Allerdings driftet er auch wiederholt in Bereiche ab bei denen eine gewisse Bitternis deutlich zu erkennen ist. Das Trauma seines Lebens ist der Tod seinen jüngeren Bruders Günther bei der Besteigung des Nanga Parbat im Jahr 1970. Die Auseinandersetzung mit der damaligen Expeditionsleitung und den Teamkollegen sind immer wieder Thema, die damals gegen Messner erhobenen Vorwürfe immer noch nicht überwunden, persönliche Anschuldigungen und Verletzungen beschäftigen ihn anscheinend bis heute. Das ist für nachgeborene Leser evtl. etwas ermüdend, weil eigentlich schon beim ersten Mal alles gesagt ist und man die entsprechenden Fakten an anderer Stelle nachlesen kann und nichts Neues dazukommt. Ein anderes Problem scheint die Auseinandersetzung mit den Alpenvereinen zu sein. Messner pflegt den von ihm geprägten sog. Alpinstil (by fair means), sucht die physische und psychische Grenz- und Selbsterfahrung und lehnt die Vereinsmeierei, Pseudokameradschaft, Geldmacherei, Machtspielchen und tendenziöse Lobbyarbeit der Alpenvereine vehement ab. Er äußert sich im Buch dazu mehrfach. Auch diese Passagen werden auf Dauer etwas zu zornig und für unbeteiligte Leser auf Dauer etwas zu speziell und dadurch lästig.
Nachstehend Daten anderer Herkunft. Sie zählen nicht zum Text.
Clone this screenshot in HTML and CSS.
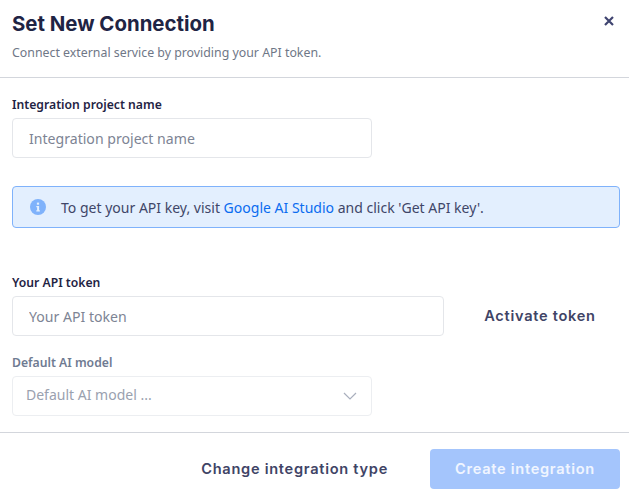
FILE: index.html
```html
<!DOCTYPE html>
<html lang="en">
<head>
<meta charset="utf-8">
<title>Set New Connection</title>
<link rel="stylesheet" href="styles.css">
</head>
<body>
<div class="modal">
  <header class="head">
    <div class="head-text">
      <h1 class="title">Set New Connection</h1>
      <p class="sub">Connect external service by providing your API token.</p>
    </div>
    <button class="close" aria-label="Close">
      <svg width="10" height="10" viewBox="0 0 10 10"><path d="M1 1l8 8M9 1l-8 8" stroke="#3f4470" stroke-width="2.2" fill="none"/></svg>
    </button>
  </header>
  <main class="body">
    <label class="label">Integration project name</label>
    <input class="input short" placeholder="Integration project name">
    <div class="alert">
      <svg class="info" width="16" height="16" viewBox="0 0 16 16"><circle cx="8" cy="8" r="8" fill="#7fb2fb"/><rect x="6.9" y="3.6" width="2.2" height="2.1" fill="#e3effe"/><path d="M6.3 7h2.8v4.2h.8v1.2H6.3v-1.2h.8V8.2h-.8z" fill="#e3effe"/></svg>
      <span>To get your API key, visit <a class="link" href="#">Google AI Studio</a> and click 'Get API key'.</span>
    </div>
    <label class="label token-label">Your API token</label>
    <div class="token-row">
      <input class="input grow" placeholder="Your API token">
      <button class="text-btn activate">Activate token</button>
    </div>
    <label class="label muted model-label">Default AI model</label>
    <div class="select short">
      <span class="select-text">Default AI model ...</span>
      <svg width="14" height="8" viewBox="0 0 14 8"><path d="M1 1l6 6 6-6" stroke="#a9afbd" stroke-width="1.2" fill="none"/></svg>
    </div>
  </main>
  <footer class="foot">
    <button class="text-btn">Change integration type</button>
    <button class="primary">Create integration</button>
  </footer>
</div>
</body>
</html>
```
FILE: styles.css
```css
* { box-sizing: border-box; }
html, body { margin: 0; height: 100%; background: #fff; }
body { font-family: "Noto Sans", "Open Sans", sans-serif; color: #1f2444; overflow: hidden; }
.modal { width: 629px; height: 503px; display: flex; flex-direction: column; }
.head { height: 78px; border-bottom: 1px solid #d3d6dc; padding: 12px 12px 0; display: flex; justify-content: space-between; align-items: flex-start; }
.title { margin: 0; font-family: Inter, sans-serif; font-size: 20.4px; line-height: 24px; font-weight: 700; color: #1f2444; }
.sub { margin: 8px 0 0; font-size: 12.35px; line-height: 18px; color: #6f7787; }
.close { border: 0; background: none; padding: 0; margin: 4px 0 0; width: 16px; height: 10px; display: flex; justify-content: center; cursor: pointer; }
.body { flex: 1; padding: 18px 9px 0 12px; display: flex; flex-direction: column; align-items: flex-start; }
.label { font-size: 12.2px; line-height: 18px; font-weight: 600; color: #1f2444; display: block; height: 22px; }
.label.muted { color: #6f7b92; }
.input { height: 40px; border: 1px solid #e4e6ea; border-radius: 4px; padding: 0 16px; font: 14.1px "Noto Sans", sans-serif; color: #1f2444; background: #fff; outline: 0; }
.input::placeholder { color: #7d8494; opacity: 1; }
.short { width: 360px; }
.grow { width: 432px; }
.alert { width: 608px; height: 42px; margin-top: 28px; display: flex; align-items: center; gap: 15px; padding-left: 17px; background: #e3effe; border: 1px solid #7fb2fb; border-radius: 4px; font-size: 14.03px; color: #3f4668; }
.link { color: #0a6cf0; text-decoration: none; }
.token-label { margin-top: 46px; }
.token-row { display: flex; align-items: center; width: 608px; }
.text-btn { border: 0; background: none; padding: 0; font-family: Inter, sans-serif; font-weight: 600; font-size: 14.6px; letter-spacing: .72px; color: #3f4466; cursor: pointer; }
.activate { flex: 1; text-align: center; padding-left: 16px; }
.model-label { margin-top: 18px; }
.select { height: 40px; border: 1px solid #eceef1; border-radius: 4px; padding: 0 14px 0 13px; display: flex; align-items: center; justify-content: space-between; font-size: 14px; color: #9aa1af; }
.select-text { line-height: 18px; margin-top: -2px; }
.foot { height: 71px; border-top: 1px solid #d3d6dc; display: flex; align-items: flex-start; justify-content: flex-end; padding: 16px 9px 0 0; gap: 42px; }
.foot .text-btn { height: 40px; }
.primary { width: 190px; height: 40px; border: 0; border-radius: 4px; background: #a4c5fc; color: #f0f5ff; font-family: Inter, sans-serif; font-weight: 600; font-size: 14.6px; letter-spacing: .72px; }
```
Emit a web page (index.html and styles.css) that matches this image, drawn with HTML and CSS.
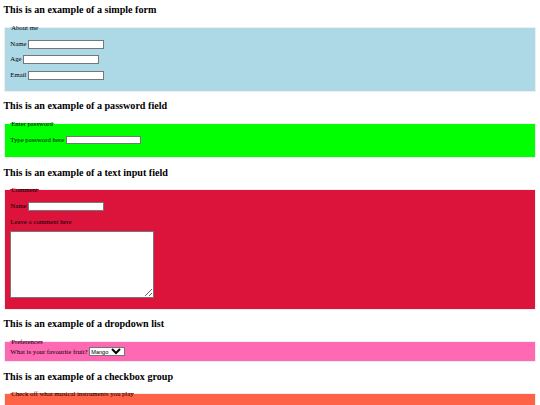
FILE: index.html
```html
<!DOCTYPE html>
<html lang="en">
<head>
    <meta charset="UTF-8">
    <meta name="viewport" content="width=device-width, initial-scale=1.0">
    <title>Form examples</title>
    <link rel="stylesheet" href="styles.css">
</head>
<body>
    <h2 class="example-title first">This is an example of a simple form</h2>
    <form>
        <fieldset class="about-me">
            <legend>About me</legend>
            <p><label for="name">Name</label> <input type="text" id="name" name="name"></p>
            <p><label for="age">Age</label> <input type="number" id="age" name="age"></p>
            <p><label for="email">Email</label> <input type="email" id="email" name="email"></p>
        </fieldset>
    </form>

    <h2 class="example-title">This is an example of a password field</h2>
    <form>
        <fieldset class="password">
            <legend>Enter password</legend>
            <p><label for="pwd">Type password here</label> <input type="password" id="pwd" name="pwd"></p>
        </fieldset>
    </form>

    <h2 class="example-title">This is an example of a text input field</h2>
    <form>
        <fieldset class="comment">
            <legend>Comment</legend>
            <p><label for="cname">Name</label> <input type="text" id="cname" name="cname"></p>
            <p><label for="message">Leave a comment here</label></p>
            <p><textarea id="message" name="message"></textarea></p>
        </fieldset>
    </form>

    <h2 class="example-title">This is an example of a dropdown list</h2>
    <form>
        <fieldset class="preferences">
            <legend>Preferences</legend>
            <label for="fruit">What is your favourite fruit?</label>
            <select id="fruit" name="fruit">
                <option value="apple">Apple</option>
                <option value="banana">Banana</option>
                <option value="mango" selected>Mango</option>
                <option value="orange">Orange</option>
                <option value="pear">Pear</option>
            </select>
        </fieldset>
    </form>

    <h2 class="example-title">This is an example of a checkbox group</h2>
    <form>
        <fieldset class="instruments">
            <legend>Check off what musical instruments you play</legend>
            <p><input type="checkbox" id="guitar" name="instrument" value="guitar"> <label for="guitar">Guitar</label></p>
            <p><input type="checkbox" id="piano" name="instrument" value="piano"> <label for="piano">Piano</label></p>
            <p><input type="checkbox" id="drums" name="instrument" value="drums"> <label for="drums">Drums</label></p>
            <p><input type="checkbox" id="violin" name="instrument" value="violin"> <label for="violin">Violin</label></p>
        </fieldset>
    </form>
</body>
</html>
```

FILE: styles.css
```css
html {
    zoom: 0.421875;
}

body {
    margin: 10px 8px 8px;
    font-family: "Liberation Serif", "Times New Roman", serif;
}

.example-title.first {
    margin-top: 0;
}

input, select {
    font-family: "Liberation Sans", Arial, sans-serif;
}

input[type="text"], input[type="number"], input[type="email"], input[type="password"] {
    width: 170px;
}

select {
    width: 86px;
    height: 22px;
}

textarea {
    box-sizing: border-box;
    width: 340px;
    height: 158px;
    vertical-align: bottom;
    font-family: "Liberation Mono", "Courier New", monospace;
}

/* each fieldset gets its own colour */
.about-me {
    background-color: lightblue;
}

.password {
    background-color: lime;
    padding-bottom: 14px;
}

.comment {
    background-color: crimson;
}

.preferences {
    background-color: hotpink;
    padding-bottom: 12px;
}

.instruments {
    background-color: tomato;
}
```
Sieht man über diese geringen Eintrübungen hinweg, ist das Buch eine angenehme, lebensweise Lektüre und das nicht nur für Bergsteiger oder Extremreisende. Ein ganz klein bisschen weniger Messner und etwas mehr einfühlende Betrachtung seiner Mitmenschen und deren Lebensweise hätten dem Buch vielleicht noch gut getan. So erfährt man nahezu Nichts über Familie, Freunde, Weggefährten oder Kultur, Kunst, Musik, Sitten und Gebräuche der vielen Länder, die er in seinem Leben bereist hat. Anscheinend ging es ihm dabei in erster Linie immer um die eigentliche Herausforderung, also den Weg zum konkreten Reiseziel (den Berg, den Pol, die Wüste). Es scheint als wäre alles andere diesem einen persönlichen Ziel untergeordnet worden. Aber Messner ist halt Messner, er schreibt unverblümt und offenherzig von sich und seiner Sicht der Dinge. So muss man vermutlich sein, wenn man alle diese extremen Erfahrungen überleben will.

„Über Leben“ erscheint bei Malik, hat 336 Seiten und kostet gebunden 22,99, ebook 16,99. Schönes Weihnachtsgeschenk!